Peshwa Balaji Baji Rao, uninformed about the state of his army, was crossing the Narmada with reinforcements when he heard of the defeat. He returned to Pune and never recovered from the shock of the debacle at Panipat.
Jankoji Scindia was taken prisoner and executed at the instigation of Najib. Ibrahim Khan Gardi was tortured and executed by enraged Afghan soldiers. The Marathas never fully recovered from the loss at Panipat, but they remained the predominant military power in India and managed to retake Delhi 10 years later. However, their claim over all of India ended with the three Anglo-Maratha Wars, almost 50 years after Panipat.
The Jats under Suraj Mal benefited significantly from not participating in the Battle of Panipat. They provided considerable assistance to the Maratha soldiers and civilians who escaped the fighting. Suraj Mal himself was killed in battle against Najib-ud-Daula in 1763. Suraj Mal died on 25 December 1763 fighting the Rohillas under Najib, the very people against whom he could have helped the Marathas.
Ahmad Shah's victory left him, in the short term, the undisputed master of North India. However, his alliance quickly unravelled amidst squabbles between his generals and other princes, the increasing restlessness of his soldiers over pay, the increasing Indian heat and arrival of the news that Marathas had organised another 100,000 men in the south to avenge their loss and rescue captured prisoners.
Though Abdali won the battle, he also had heavy casualties on his side.
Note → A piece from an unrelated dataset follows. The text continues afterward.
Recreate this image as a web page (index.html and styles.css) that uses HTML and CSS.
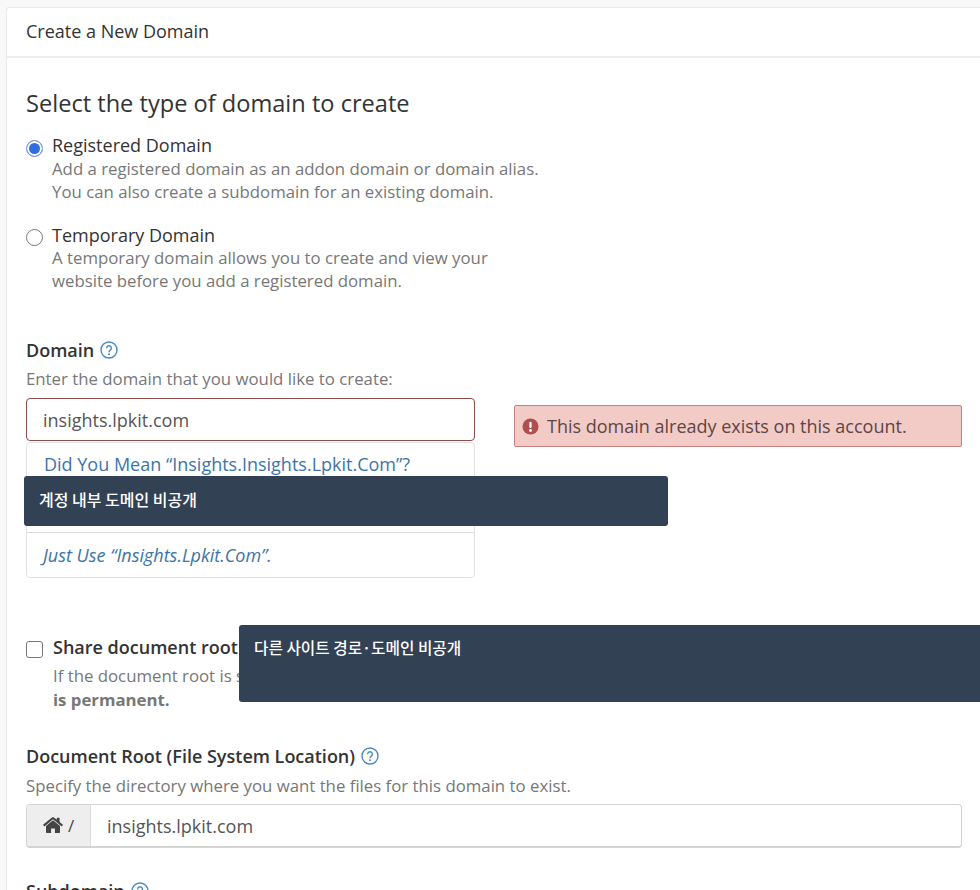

So, he sought peace with the Marathas.
These circumstances forced Abdali to leave India at the earliest, never to return again. Before departing, he ordered the Indian chiefs, through a Royal Firman (order) (including Clive of India), to recognise Shah Alam II as Emperor.
Ahmad Shah also appointed Najib-ud-Daula as ostensible regent to the Mughal Emperor. In addition, Najib and Munir-ud-daulah agreed to pay to Abdali, on behalf of the Mughal king, an annual tribute of four million rupees. This was to be Ahmad Shah's final major expedition to North India, as he became increasingly preoccupied with the increasingly successful rebellions by the Sikhs.[page needed] Abdali, haven't had achieved much from the battle of Panipat, died soon after on 16 October 1772 in Kandahar Province.
Shah Shuja was to regret his decision to join the Afghan forces. In time his forces became embroiled in clashes between the orthodox Sunni Afghans and his own Shia followers. He is alleged to have later secretly sent letters to Bhausaheb through his spies regretting his decision to join Abdali.
After the Battle of Panipat the services of the Rohillas were rewarded by grants of Shikohabad to Nawab Faiz-ullah Khan and of Jalesar and Firozabad to Nawab Sadullah Khan. Najib Khan proved to be an effective ruler. However, after his death in 1770, the Rohillas were defeated by the British East India Company. Najib died on 30 October 1770.
The valour displayed by the Marathas was praised by Ahmad Shah Abdali.
The Third Battle of Panipat saw an enormous number of deaths and injuries in a single day of battle. It was the last major battle between indigenous South Asian military powers until the creation of Pakistan and India in 1947.
To save their kingdom, the Mughals once again changed sides and welcomed the Afghans to Delhi. The Mughals remained in nominal control over small areas of India, but were never a force again. The empire officially ended in 1857 when its last emperor, Bahadur Shah II, was accused of being involved in the Sepoy Mutiny and exiled.
The Marathas' expansion was delayed due to the battle, and infighting soon broke out within the empire. They recovered their position under the next Peshwa Madhavrao I and by 1771 were back in control of the north, finally occupying Delhi. However, after the death of Madhavrao, due to infighting and increasing pressure from the British, their claims to empire only officially ended in 1818 after three wars with the British.
Meanwhile, the Sikhs—whose rebellion was the original reason Ahmad invaded—were left largely untouched by the battle. They soon retook Lahore. When Ahmad Shah returned in March 1764 he was forced to break off his siege after only two weeks due to a rebellion in Afghanistan. He returned again in 1767, but was unable to win any decisive battle. With his own troops complaining about not being paid, he eventually abandoned the district to the Sikhs, who remained in control until 1849 when it was annexed by the British Empire.
The battle was referred to in Rudyard Kipling's poem "With Scindia to Delhi".
"Our hands and scarfs were saffron-dyed for signal of despair,
When we went forth to Paniput to battle with the ~Mlech~,
Ere we came back from Paniput and left a kingdom there."
It is, however, also remembered as a scene of valour on both sides. Santaji Wagh's corpse was found with over 40 mortal wounds. The bravery of Vishwas Rao, the Peshwa's son, and Sadashiv Bhau was acknowledged even by the Afghans.